Secondo il Wef "affrontare tali debolezze dovrebbe essere una priorità non solo per aumentare l’utilizzo delle tecnologie di comunicazione e informatiche ma per aumentare la competitività più in modo più ampio". Il come – rivetta valida per tutto i paesi in gap e non solo per l’Italia – lo spiega Cesare Mainardi, numero uno di Booz & Co, nella prefazione del report: “Il successo nel mondo della digitalizzazione – dove i concorrenti da Shenzhen a Schengen possono apparentemente emergere da un giorno all’altro – richiede sia ai politici che ai leader d’impresa di tornare alla lavagna per identificare e costruire le capacità ‘giuste per vincere’ nelle rispettive sfere d’influenza. Le nostre ricerche più recenti mostrano che la digitalizzazione moltiplica l’impatto della connettività, creando un sostanziale incremento di valore in termini non solo in termini di creazione di lavoro e di crescita economica, ma anche sul benessere della società e sulla trasparenza del governo".
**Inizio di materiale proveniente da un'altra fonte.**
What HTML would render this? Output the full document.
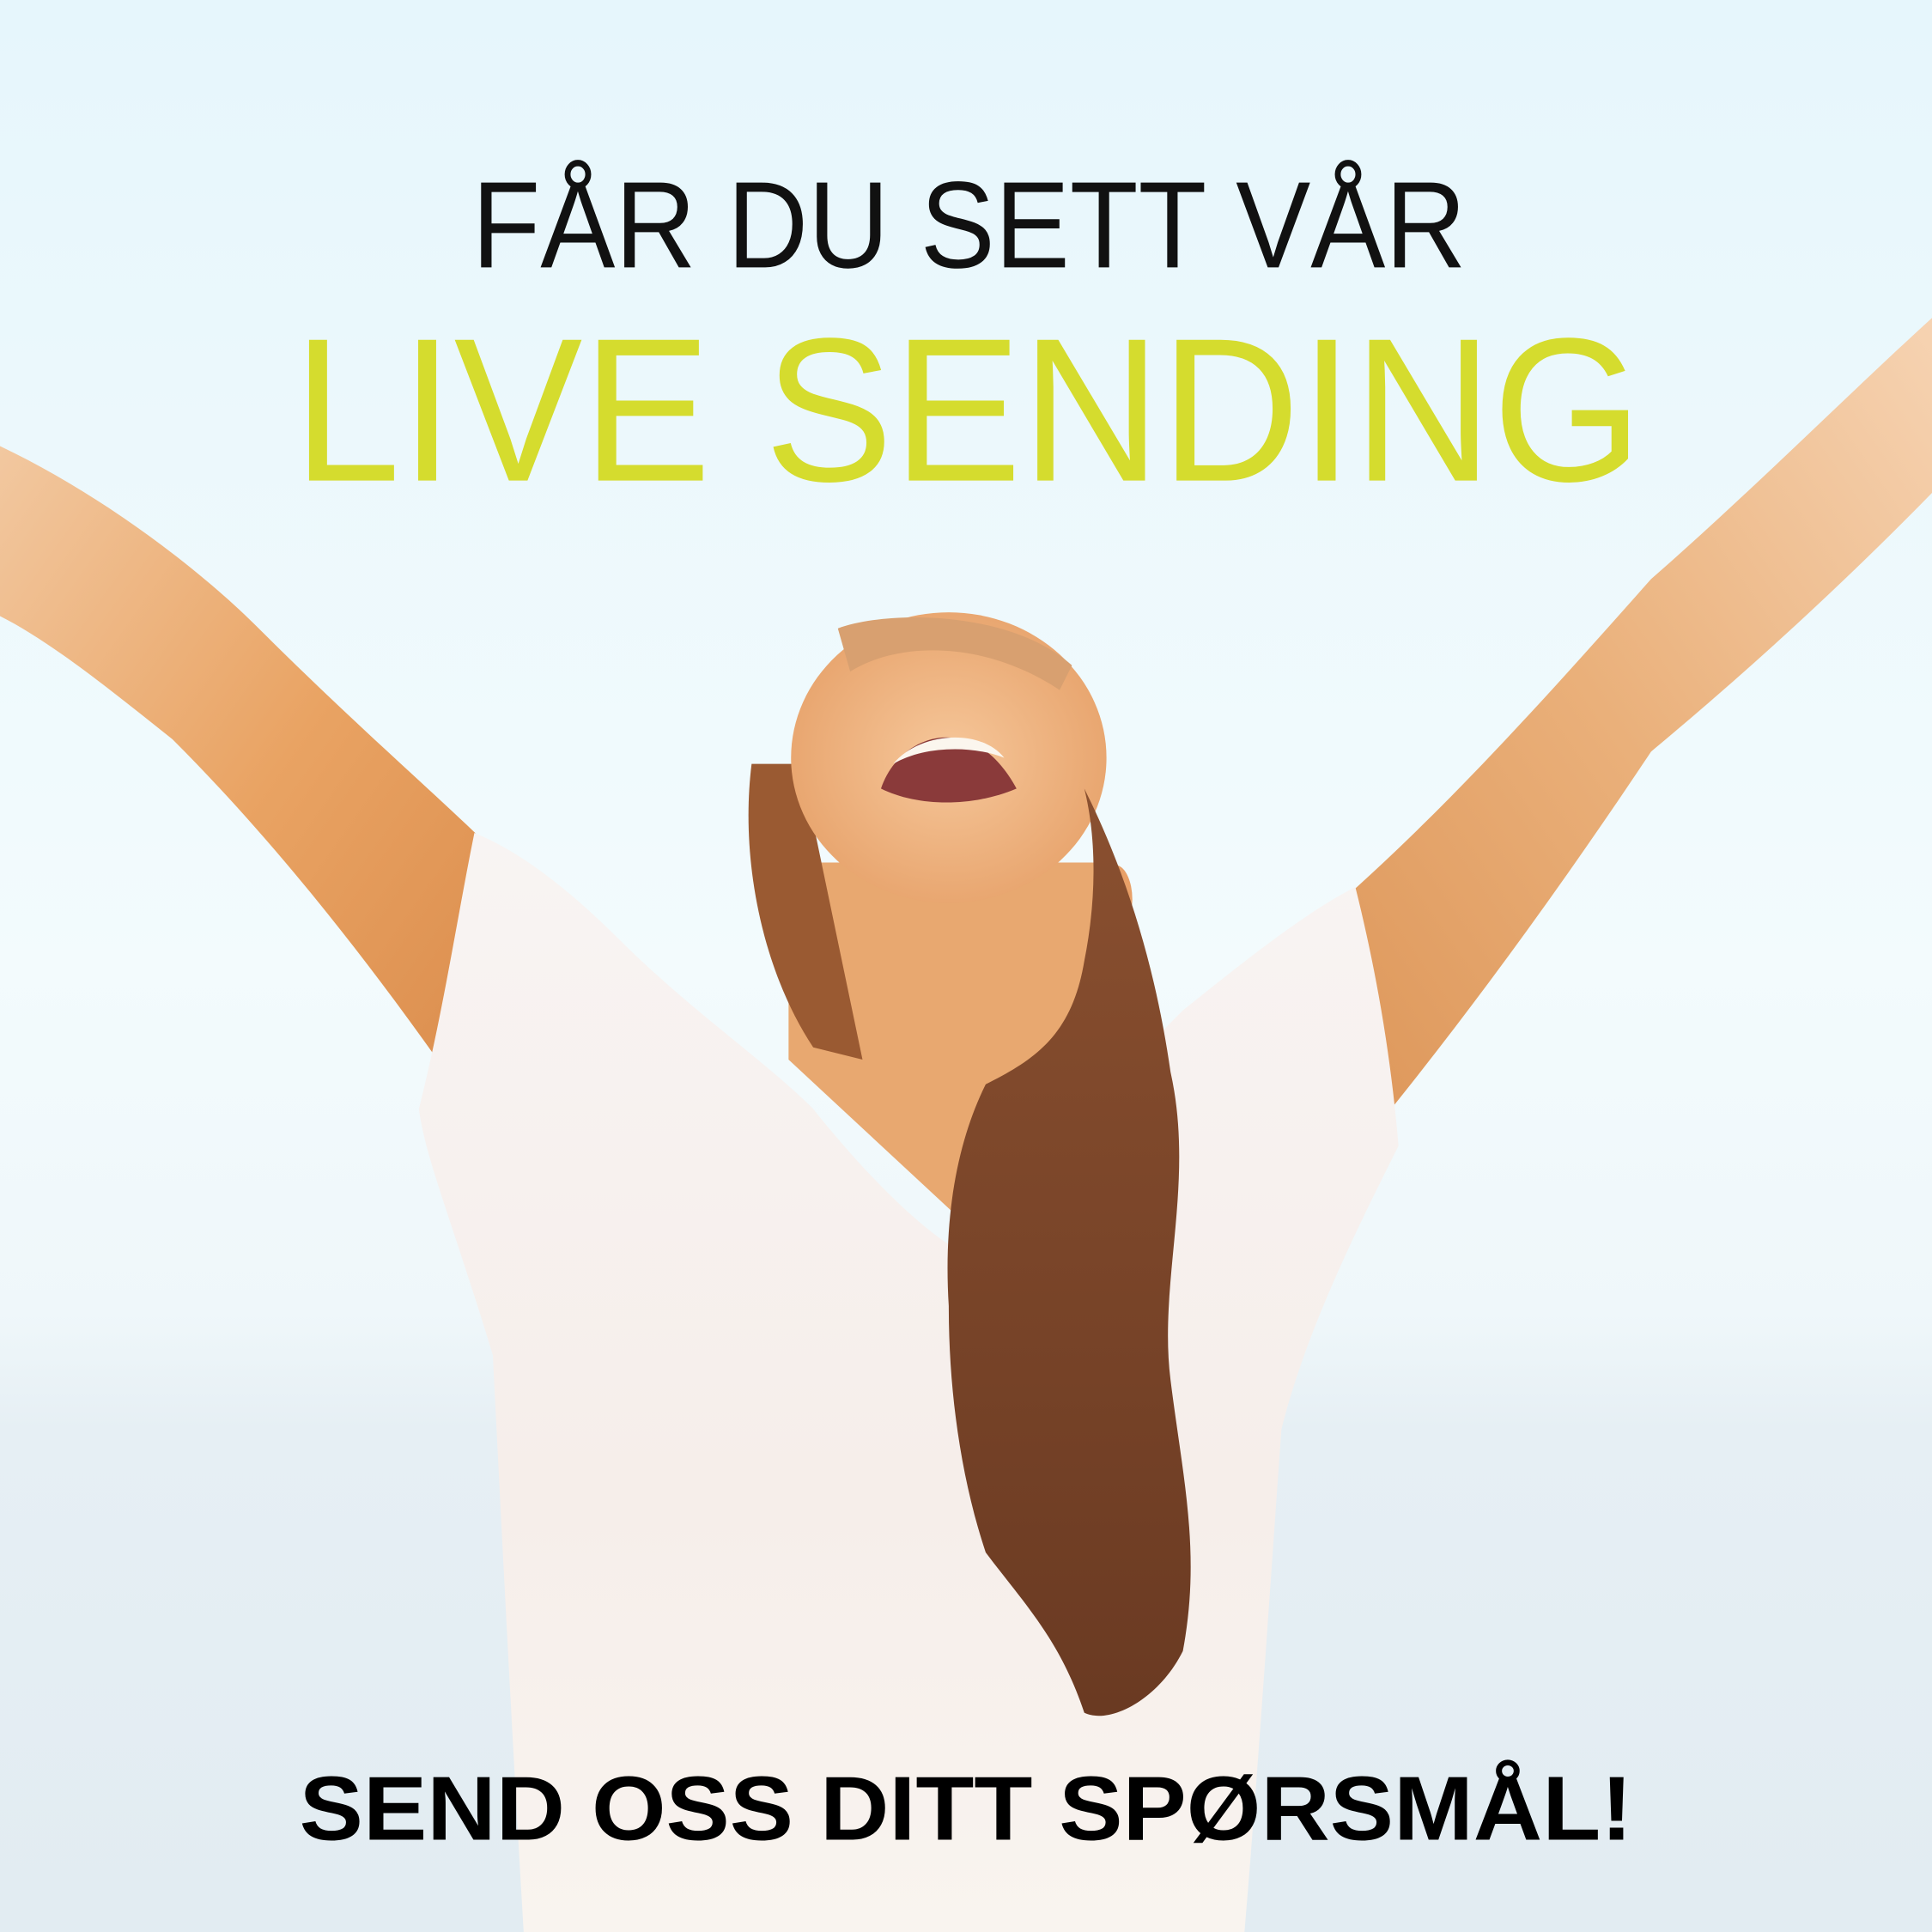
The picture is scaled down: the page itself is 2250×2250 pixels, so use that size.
<!DOCTYPE html>
<html><head><meta charset="utf-8"><style>
html,body{margin:0;padding:0;width:2250px;height:2250px;overflow:hidden}
svg{display:block}
</style></head><body>
<svg width="2250" height="2250" viewBox="0 0 1568 1568" xmlns="http://www.w3.org/2000/svg">
<defs>
<linearGradient id="sky" x1="0" y1="0" x2="0" y2="1">
<stop offset="0" stop-color="#e6f6fc"/><stop offset="0.5" stop-color="#f3fbfd"/><stop offset="0.68" stop-color="#eff7fa"/><stop offset="0.74" stop-color="#e6eff4"/><stop offset="1" stop-color="#e2ecf2"/>
</linearGradient>
<linearGradient id="skinL" x1="0" y1="0" x2="1" y2="1">
<stop offset="0" stop-color="#f2c8a0"/><stop offset="0.5" stop-color="#e9a363"/><stop offset="1" stop-color="#d98a4a"/>
</linearGradient>
<linearGradient id="skinR" x1="1" y1="0" x2="0" y2="1">
<stop offset="0" stop-color="#f6d3b2"/><stop offset="0.5" stop-color="#eab07a"/><stop offset="1" stop-color="#dc9456"/>
</linearGradient>
<linearGradient id="shirt" x1="0" y1="0" x2="0" y2="1">
<stop offset="0" stop-color="#f8f4f3"/><stop offset="0.6" stop-color="#f6eeea"/><stop offset="1" stop-color="#f9f4ef"/>
</linearGradient>
<linearGradient id="hair" x1="0" y1="0" x2="0" y2="1">
<stop offset="0" stop-color="#8a5030"/><stop offset="1" stop-color="#6a3a22"/>
</linearGradient>
<radialGradient id="face" cx="0.5" cy="0.5" r="0.6">
<stop offset="0" stop-color="#f6c79a"/><stop offset="1" stop-color="#e6a068"/>
</radialGradient>
</defs>
<rect width="1568" height="1568" fill="url(#sky)"/>
<path d="M0 362 C80 400 160 460 210 510 C290 590 360 650 400 690 L410 940 C330 820 240 700 140 600 C90 560 40 520 0 500 Z" fill="url(#skinL)"/>
<path d="M1568 258 L1568 400 C1480 490 1400 560 1340 610 C1260 730 1180 840 1080 960 L1090 730 C1180 650 1260 560 1340 470 C1420 400 1500 320 1568 258 Z" fill="url(#skinR)"/>
<path d="M640 700 L900 700 L930 850 L780 990 L640 860 Z" fill="#e8a870"/>
<path d="M610 620 C600 700 620 790 660 850 L700 860 L650 620 Z" fill="#9a5a32"/>
<path d="M385 676 C420 690 460 720 500 760 C560 820 620 860 660 900 C700 950 740 990 770 1010 C830 960 900 880 960 820 C1010 780 1060 740 1100 720 C1120 800 1130 870 1135 930 C1100 1000 1060 1080 1040 1160 C1030 1300 1020 1450 1010 1568 L425 1568 C415 1400 405 1200 400 1100 C370 1000 345 940 340 900 C360 820 370 750 385 676 Z" fill="url(#shirt)"/>
<ellipse cx="770" cy="615" rx="128" ry="118" fill="url(#face)"/>
<path d="M680 510 C720 495 820 495 870 540 L860 560 C800 520 730 520 690 545 Z" fill="#d8a070"/>
<ellipse cx="905" cy="730" rx="14" ry="28" fill="#e8a068"/>
<path d="M715 640 C730 595 790 575 825 640 C790 655 745 655 715 640 Z" fill="#8a3a3a"/>
<path d="M725 620 C745 595 795 590 815 615 C790 605 750 605 725 620 Z" fill="#fbf6ee"/>
<path d="M880 640 C920 720 940 800 950 870 C970 960 940 1040 950 1120 C960 1200 975 1260 960 1340 C940 1380 900 1400 880 1390 C860 1330 830 1300 800 1260 C780 1200 770 1130 770 1060 C765 980 780 920 800 880 C840 860 870 840 880 780 C890 730 890 680 880 640 Z" fill="url(#hair)"/>
<text x="383" y="217" textLength="807" lengthAdjust="spacingAndGlyphs" font-family="Liberation Sans, sans-serif" font-size="100" font-weight="300" fill="#111">FÅR DU SETT VÅR</text>
<text x="238" y="390" textLength="1095" lengthAdjust="spacingAndGlyphs" font-family="Liberation Sans, sans-serif" font-size="166" fill="#d5dc2e">LIVE SENDING</text>
<text x="243" y="1493" textLength="1082" lengthAdjust="spacingAndGlyphs" font-family="Liberation Sans, sans-serif" font-size="74" font-weight="bold" fill="#000">SEND OSS DITT SPØRSMÅL!</text>
</svg>
</body></html>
Il rapporto sottolinea infine come i governi e la politica in generale non debbano più raccogliere la sfida dell’innovazione, assicurando solamente l’accesso a internet e alle tecnologie digitali, ma fare in modo che questi strumenti vengano effettivamente utilizzati in un’ottica organizzata. Negli ultimi anni, infatti, la proliferazione delle nuove tecnologie è stata sostanziale: il numero di personal computer utilizzati nel mondo è passato dai 100 milioni del 1990 agli 1,4 miliardi del 2010 con i telefoni portatili che nello stesso lasso di tempo sono schizzati da 10 milioni a oltre 5 miliardi di unità e gli utenti internet che sono passati da 3 milioni a 2 miliardi. Per dare una prospettiva più concreta, solo vent’anni fa c’erano tanti utenti internet quanto gli abitanti di Madrid, mentre oggi gli utenti online equivalgono all’intera popolazione asiatica.
"I politici – si legge ancora nello studio-Wef-Insead-Booz – hanno un ruolo importante nell’assicurarsi che i rispettivi Paesi stiano procedendo verso gli stadi avanzati della digitalizzazione e devono riconoscere dove attualmente si collocano, riconoscendo i benefici di tale processo. In questo senso devono spostare la loro attenzione dall’accesso alle reti per mettere in moto programmi e progetti che puntino all’adozione e utilizzo diffusi della tecnologia. E ciò include la digitalizzazione dell’agenda nazionale, inclusa la sistematica pianificazione e monitoraggio dei loro sforzi, l’evoluzione della struttura del governo e l’adozione di una prospettiva a ecosistema; attivazione della concorrenza e stimolo della domanda".
Per quanto riguarda invece i dati globali, il Wef rileva che al mondo ci sono oltre 6 miliardi di sottoscrizioni alla telefonia mobile che generano ricavi annuali di circa 1.300 miliardi di dollari.
Infine le previsioni: entro il 2016, più dell’80% delle connessioni a banda larga saranno in mobilità mentre nel nel 2014 il traffico dati in mobilità mensile supererà il traffico dati in mobilità generato durante l’intero anno 2008. Nei paesi emergenti la crescita di connessioni a banda larga mobile passerà dal 61% del totale delle connessioni broadband del 2011 all’84% stimato per il 2016, superando in questo modo i paesi sviluppati. È probabile che a un aumento del 10% del tasso di penetrazione della banda larga mobile corrisponderà un aumento del Pil compreso tra l’1 e l’1,8 %.